According to The New York Times, California governor Jerry Brown recently “ordered mandatory water use reductions for the first time in California’s history, saying the state’s four-year drought had reached near-crisis proportions after a winter that brought record-low snowfalls.

This should come as no surprise. California’s brutal drought has been making headlines for months, with critics citing everything from individual household usage to almonds as part of the problem.

But few of these reports highlight the serious water footprint of the state’s meat, dairy, and egg production, and the new regulations do little to limit water use by the state’s largest water waster: big agriculture.

Factory farming (and raising animals for food in general) uses up an enormous amount of water.
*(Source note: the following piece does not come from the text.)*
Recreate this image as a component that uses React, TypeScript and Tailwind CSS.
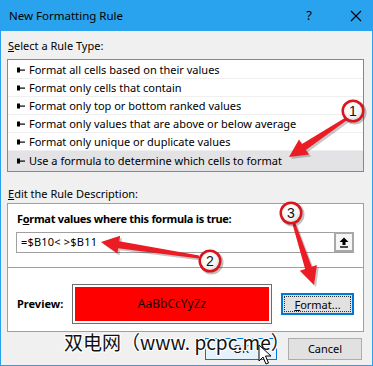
import React from 'react';

const ui = { fontFamily: '"Noto Sans", "Open Sans", sans-serif' };

const ruleTypes = [
    'Format all cells based on their values',
    'Format only cells that contain',
    'Format only top or bottom ranked values',
    'Format only values that are above or below average',
    'Format only unique or duplicate values',
    'Use a formula to determine which cells to format',
];

const Bullet = () => (
    <svg width="8" height="6" viewBox="0 0 8 6" className="shrink-0">
        <rect x="0" y="0.5" width="3" height="5" fill="#000" />
        <rect x="3" y="2.5" width="5" height="1.2" fill="#000" />
    </svg>
);

// tapering red arrow, from (x1,y1) to tip (x2,y2)
const arrowPoints = (x1: number, y1: number, x2: number, y2: number) => {
    const dx = x2 - x1;
    const dy = y2 - y1;
    const len = Math.sqrt(dx * dx + dy * dy);
    const ux = dx / len;
    const uy = dy / len;
    const nx = -uy;
    const ny = ux;
    const headLen = 18;
    const bx = x2 - ux * headLen;
    const by = y2 - uy * headLen;
    const pts = [
        [x1 + nx * 1.5, y1 + ny * 1.5],
        [bx + nx * 3.5, by + ny * 3.5],
        [bx + nx * 9, by + ny * 9],
        [x2, y2],
        [bx - nx * 9, by - ny * 9],
        [bx - nx * 3.5, by - ny * 3.5],
        [x1 - nx * 1.5, y1 - ny * 1.5],
    ];
    return pts.map((p) => `${p[0].toFixed(1)},${p[1].toFixed(1)}`).join(' ');
};

const Callout = ({ cx, cy, n }: { cx: number; cy: number; n: string }) => (
    <g>
        <circle cx={cx + 1.5} cy={cy + 1.5} r="12" fill="#000" opacity="0.25" />
        <circle cx={cx} cy={cy} r="11.5" fill="#d9141c" />
        <circle cx={cx} cy={cy} r="9" fill="url(#cg)" />
        <text x={cx} y={cy + 5} textAnchor="middle" fontSize="14" fontFamily="Liberation Sans, Arial, sans-serif" fill="#111">{n}</text>
    </g>
);

const Annotations = () => {
    const arrows = [
        [346, 119, 289, 157],
        [199, 257, 101, 242],
        [294, 224, 314, 285],
    ];
    return (
        <svg className="absolute left-0 top-0 pointer-events-none" width="373" height="366" viewBox="0 0 373 366">
            <defs>
                <radialGradient id="cg" cx="0.4" cy="0.35" r="0.7">
                    <stop offset="0" stopColor="#ffffff" />
                    <stop offset="0.7" stopColor="#f4f4f4" />
                    <stop offset="1" stopColor="#d8d8d8" />
                </radialGradient>
            </defs>
            {arrows.map((a, i) => (
                <polygon key={'s' + i} points={arrowPoints(a[0] + 2, a[1] + 2, a[2] + 2, a[3] + 2)} fill="#000" opacity="0.22" />
            ))}
            {arrows.map((a, i) => (
                <polygon key={'a' + i} points={arrowPoints(a[0], a[1], a[2], a[3])} fill="#ec1c24" />
            ))}
            <Callout cx={353} cy={111} n="1" />
            <Callout cx={210} cy={261} n="2" />
            <Callout cx={291} cy={213} n="3" />
        </svg>
    );
};

const Cursor = () => (
    <svg className="absolute left-[258px] top-[344px]" width="14" height="22" viewBox="0 0 14 22">
        <path d="M1 1 L1 17 L5 13 L8 20 L10.5 19 L7.5 12 L13 12 Z" fill="#fff" stroke="#000" strokeWidth="1" strokeLinejoin="round" />
    </svg>
);

const App = () => {
    return (
        <div className="relative w-[373px] h-[366px] overflow-hidden bg-[#f0f0f0] text-[11px] text-black" style={ui}>
            <div className="flex flex-col h-full border-x border-b border-[#2aa1ef]">
                {/* title bar */}
                <div className="h-[31px] bg-[#2aa3ef] flex items-center pl-[8px] pr-[10px] shrink-0">
                    <span className="text-[11.5px]">New Formatting Rule</span>
                    <span className="ml-auto mr-[38px] text-[13px]">?</span>
                    <svg width="12" height="12" viewBox="0 0 12 12">
                        <path d="M1 1 L11 11 M11 1 L1 11" stroke="#000" strokeWidth="1.1" />
                    </svg>
                </div>

                <div className="flex flex-col pl-[6px] pr-[8px] pt-[7px]">
                    <div className="leading-[16px] pl-[1px]"><span className="underline">S</span>elect a Rule Type:</div>

                    <div className="mt-[5px] border border-[#828790] bg-white pt-[1px] h-[113px]">
                        {ruleTypes.map((r, i) => (
                            <div
                                key={r}
                                className={
                                    i === ruleTypes.length - 1
                                        ? 'h-[20px] flex items-center gap-[4px] pl-[9px] bg-[#e3e3e6]'
                                        : 'h-[18px] flex items-center gap-[4px] pl-[9px] border-b border-[#efefef]'
                                }
                            >
                                <Bullet />
                                <span className="leading-[16px]">{r}</span>
                            </div>
                        ))}
                    </div>

                    <div className="leading-[16px] mt-[14px] pl-[1px]"><span className="underline">E</span>dit the Rule Description:</div>

                    <div className="mt-[1px] border border-[#a0a0a0] bg-white h-[129px] flex flex-col">
                        <div className="px-[8px] pr-[9px] pt-[7px] h-[64px] border-b border-[#a0a0a0]">
                            <div className="font-bold leading-[16px] pl-[1px] tracking-[-0.3px]">F<span className="underline">o</span>rmat values where this formula is true:</div>
                            <div className="mt-[5px] h-[21px] border border-[#a0a0a0] flex">
                                <div className="flex-1 flex items-center pl-[4px] tracking-[0.2px]">=$B10&lt; &gt;$B11</div>
                                <div className="w-[20px] h-[20px] -mt-[1px] -mr-[1px] border-2 border-[#a8a8a8] bg-[#f5f5f5] flex items-center justify-center">
                                    <svg width="10" height="11" viewBox="0 0 10 11">
                                        <path d="M5 0.5 L9.5 5 L6.5 5 L6.5 8 L3.5 8 L3.5 5 L0.5 5 Z" fill="#000" />
                                        <rect x="1" y="9.3" width="8" height="1.4" fill="#000" />
                                    </svg>
                                </div>
                            </div>
                        </div>
                        <div className="flex items-center flex-1 pl-[9px] pr-[9px] pt-[9px]">
                            <div className="font-bold w-[55px]">Preview:</div>
                            <div className="w-[200px] h-[40px] border border-[#6d6d6d] p-[2px]">
                                <div className="w-full h-full bg-[#ff0000] flex items-center justify-center text-[12px] text-[#1a0000]">AaBbCcYyZz</div>
                            </div>
                            <div className="ml-auto w-[73px] h-[22px] border-2 border-[#0078d7] bg-[#e1e1e1] p-[1px]">
                                <div className="w-full h-full border border-dotted border-[#333] flex items-center justify-center leading-none">
                                    <span><span className="underline">F</span>ormat...</span>
                                </div>
                            </div>
                        </div>
                    </div>

                    <div className="flex justify-end gap-[11px] mt-[6px] pr-[2px]">
                        <div className="w-[72px] h-[22px] border border-[#0078d7] bg-[#e5f1fb] flex items-center justify-center">OK</div>
                        <div className="w-[74px] h-[22px] border border-[#adadad] bg-[#e1e1e1] flex items-center justify-center">Cancel</div>
                    </div>
                </div>
            </div>

            {/* watermark */}
            <div
                className="absolute left-[64px] top-[329px] text-[19px] leading-[26px] text-[#111] whitespace-nowrap"
                style={{
                    fontFamily: '"Noto Sans CJK SC", "Noto Sans", sans-serif',
                    textShadow: '1px 0 0 #fff, -1px 0 0 #fff, 0 1px 0 #fff, 0 -1px 0 #fff, 1px 1px 0 #fff, -1px -1px 0 #fff, 1px -1px 0 #fff, -1px 1px 0 #fff',
                }}
            >
                双电网（www. pcpc.me）
            </div>

            <Annotations />
            <Cursor />
        </div>
    );
};

export default App;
From direct consumption of water by the animals to watering the crops used to feed farmed animals, animal agriculture is an incredibly thirsty industry.

In fact, production of meat and dairy requires about 100 times more water than production of the same amount of plant-based protein, according to The American Journal of Clinical Nutrition.

Consider this:
  • It takes 660 gallons of water to produce one hamburger. (That’s enough water for two months’ worth of showers!)
  • A whopping 47 percent of California’s water footprint is linked to meat and dairy products, according to The Pacific Institute.
  • Up to 15 percent of California’s water is used to grow alfalfa, much of which is exported to feed farmed animal in other countries.